Finally there is a plan to begin moving this country away from the continued generation of carbon dioxide emissions and jump-start the work to slow climate change.
President Obama's announcement last week to use his executive authority to regulate carbon emissions from existing power plants and finalize rules for new plants got lost amid news from the Supreme Court.
But the president's action to direct the Environmental Protection Agency to draft standards limiting carbon emissions from fossil fuel burning industries and power plants is a long-overdue game changer.
At least we need to hope so, because we are running out of time. Actually, we're running out of our children's and grandchildren's time.
The dangers of climate change are rising as the burning of fossil fuels and deforestation over the globe increase atmospheric concentrations of carbon dioxide.
In March that concentration passed 400 parts per million -- a measure not seen for several million years, according to scientists analyzing the best available evidence in core drillings at sea and on land. The carbon concentration rise is on pace to climb far higher in coming decades unless emissions are curbed.
The sad news is that this effort must come through presidential use of executive power because Congress is being Congress: Partisan, belligerent, dysfunctional, dithering -- choose your descriptor.
Even power companies -- the biggest carbon makers -- have seen the handwriting in the steam of their coal scrubbers (not to mention the rising red ink on cleanup costs from things like coal ash spills).
The Tennessee Valley Authority has been preparing for some time, albeit with the added incentive of states' and environment groups' lawsuits. TVA has reduced emissions by 23 percent since 2005.
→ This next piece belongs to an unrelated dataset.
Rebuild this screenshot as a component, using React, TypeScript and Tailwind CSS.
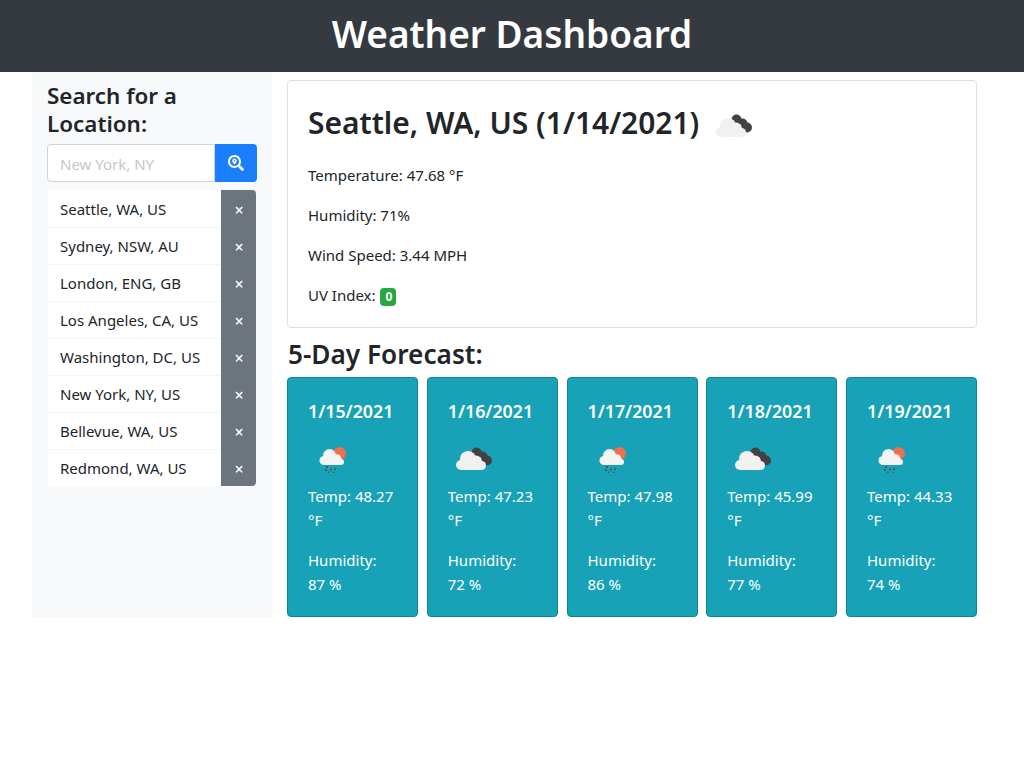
import { FaSearchLocation } from "react-icons/fa";

function CloudsIcon() {
  return (
    <svg width={50} height={50} viewBox="0 0 50 50" className="shrink-0">
      <g fill="#424242">
        <circle cx="28.500" cy="18.500" r="5" />
        <circle cx="34.500" cy="22.500" r="5" />
        <circle cx="39" cy="26.500" r="5" />
      </g>
      <g fill="#f1f1f1">
        <circle cx="13" cy="31" r="5" />
        <circle cx="20" cy="25" r="8" />
        <circle cx="28" cy="27.500" r="6" />
        <circle cx="33.500" cy="31.500" r="4.500" />
        <rect x="13" y="29" width="20.500" height="7" />
      </g>
    </svg>
  );
}

function RainIcon() {
  return (
    <svg width={50} height={50} viewBox="0 0 50 50" className="shrink-0">
      <circle cx="31.500" cy="19.500" r="6.500" fill="#f26d4f" />
      <g fill="#f4f4f4">
        <circle cx="16" cy="26.500" r="4.500" />
        <circle cx="21.500" cy="21.500" r="6.500" />
        <circle cx="28.500" cy="25" r="4.800" />
        <circle cx="33" cy="28" r="3" />
        <rect x="16" y="25" width="17" height="6" />
      </g>
      <g fill="#455a64">
        <rect x="18" y="32" width="2" height="2" />
        <rect x="17" y="35" width="2" height="2" />
        <rect x="22" y="34.500" width="2" height="2" />
        <rect x="26" y="34" width="2" height="2" />
        <rect x="20" y="37.500" width="1.500" height="1.500" />
        <rect x="25" y="37.500" width="1.500" height="1.500" />
      </g>
    </svg>
  );
}

const cities = [
  "Seattle, WA, US",
  "Sydney, NSW, AU",
  "London, ENG, GB",
  "Los Angeles, CA, US",
  "Washington, DC, US",
  "New York, NY, US",
  "Bellevue, WA, US",
  "Redmond, WA, US",
];

const forecast = [
  { d: "1/15/2021", t: "48.27", h: "87", rain: true },
  { d: "1/16/2021", t: "47.23", h: "72", rain: false },
  { d: "1/17/2021", t: "47.98", h: "86", rain: true },
  { d: "1/18/2021", t: "45.99", h: "77", rain: false },
  { d: "1/19/2021", t: "44.33", h: "74", rain: true },
];

export default function App() {
  return (
    <div className="bg-white min-h-[768px] text-[#212529] text-[15px] leading-6" style={{ fontFamily: '"Noto Sans", sans-serif' }}>
      <header className="bg-[#343a40] h-[72px] flex items-center justify-center">
        <h1 className="text-white text-[37px] font-semibold leading-[48px] pb-[4px]">Weather Dashboard</h1>
      </header>
      <div className="w-[960px] h-[545px] mx-auto flex items-stretch">
        <aside className="w-[240px] bg-[#f8f9fa] px-[15px] pt-[10px] shrink-0">
          <h2 className="text-[22.400px] font-semibold leading-[28px] mb-[6px]">Search for a Location:</h2>
          <div className="flex h-[38px] w-[210px]">
            <input
              readOnly
              placeholder="New York, NY"
              className="w-[168px] bg-white border border-[#ced4da] rounded-l-[4px] px-[12px] pt-[1px] text-[15px] placeholder:text-[#c4c7ca] outline-none"
            />
            <button className="w-[42px] bg-[#1a7fff] rounded-r-[4px] flex items-center justify-center">
              <FaSearchLocation size={16} color="white" />
            </button>
          </div>
          <ul className="mt-[8px] ml-[1px] w-[208px]">
            {cities.map((c, i) => (
              <li key={c} className="flex h-[37px]">
                <span className={`flex-1 pl-[12px] flex items-center bg-white ${i > 0 ? "border-t border-[#f4f4f4]" : ""}`}>{c}</span>
                <span
                  className={`w-[35px] pl-[1px] pt-[2px] bg-[#6c757d] text-white flex items-center justify-center text-[16px] font-medium ${i === 0 ? "rounded-tr-[4px]" : ""} ${i === cities.length - 1 ? "rounded-br-[4px]" : ""}`}
                >
                  ×
                </span>
              </li>
            ))}
          </ul>
        </aside>
        <main className="flex-1 px-[15px] pt-[8px]">
          <section className="border border-[#dfdfdf] rounded-[4px] h-[248px] px-[20px] pt-[20px]">
            <div className="flex items-center h-[44px]">
              <h2 className="text-[29.950px] font-semibold leading-[38px]">Seattle, WA, US (1/14/2021)</h2>
              <span className="ml-[9px] mt-[6px]"><CloudsIcon /></span>
            </div>
            <p className="mt-[18px] mb-[16px]">Temperature: 47.68 °F</p>
            <p className="mb-[16px]">Humidity: 71%</p>
            <p className="mb-[16px]">Wind Speed: 3.44 MPH</p>
            <p>
              UV Index:{" "}
              <span className="inline-block ml-[1px] bg-[#28a745] text-white text-[12px] font-bold leading-none pl-[5px] pr-[4px] py-[3px] rounded-[4px] align-baseline">0</span>
            </p>
          </section>
          <h3 className="text-[26.200px] font-semibold leading-[32px] mt-[10px] mb-[7px] pl-[1px]">5-Day Forecast:</h3>
          <div className="flex justify-between">
            {forecast.map((f) => (
              <div key={f.d} className="w-[131px] h-[240px] bg-[#17a2b8] border border-[#138496] rounded-[4px] text-white px-[20px] pt-[21px]">
                <h5 className="text-[17.800px] font-semibold leading-[24px] whitespace-nowrap">{f.d}</h5>
                <div className="h-[50px] mt-[11px] flex items-center">
                  {f.rain ? <RainIcon /> : <CloudsIcon />}
                </div>
                <p className="mb-[16px]">Temp: {f.t} °F</p>
                <p>Humidity: {f.h} %</p>
              </div>
            ))}
          </div>
        </main>
      </div>
    </div>
  );
}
Obama's goal -- cut emissions by 17 percent from 2005 levels by 2020 -- are modest, perhaps too modest. But it's a beginning, and that's something more than Congress has been able to cobble together in its sad efforts beginning in early 1990s when President George Bush pioneered a cap-and-trade system to deal with acid rain.
Serious climate change watchers have long advocated a price on carbon to reflect the damage to society caused by carbon emissions. Those advocates have called for a cap-and-trade system or a carbon tax -- whatever politicians wanted to call it.
In effect, that extra cost would make low-carbon technologies more attractive in the marketplace while deterring the use of carbon-intensive fuels such as coal.
TVA, like all cost-conscious businesses, looked to its bottom line when deciding to convert several coal units to natural gas some years ago. But Congress continued to play games. In 2009, a cap-and-trade bill passed the House barely, but the Senate couldn't pass the companion bill.
The congressional follies continue today. Now House Speaker John Boehner calls such a plan "job killing" regulation and a "fleecing of the middle class."
Obama had to act, because this Congress can't find its way to the corner, let alone home. This Congress would throw out the Clean Air and Clean Water acts, so we certainly couldn't expect these good elected men and women to come together on a Save-the-World-As-We-Know-It Act.
We certainly can expect the president's effort to meet with opposition. Without question, his use of executive authority will just infuriate many congressional members. Some already have suggested that combating climate change is a "war on coal."
Hardly. We all like to turn on our light switches, but coal isn't the only tool we have. More importantly, it's no longer the cheapest tool we have, even before any carbon taxes or other carbon pricing method is devised.
If Congress won't get behind the president on this effort, the nation can. Come mid-term elections, we can vote.
In the meantime, Obama's action is welcome.
As he said: "We don't have time for a meeting of the flat-earth society."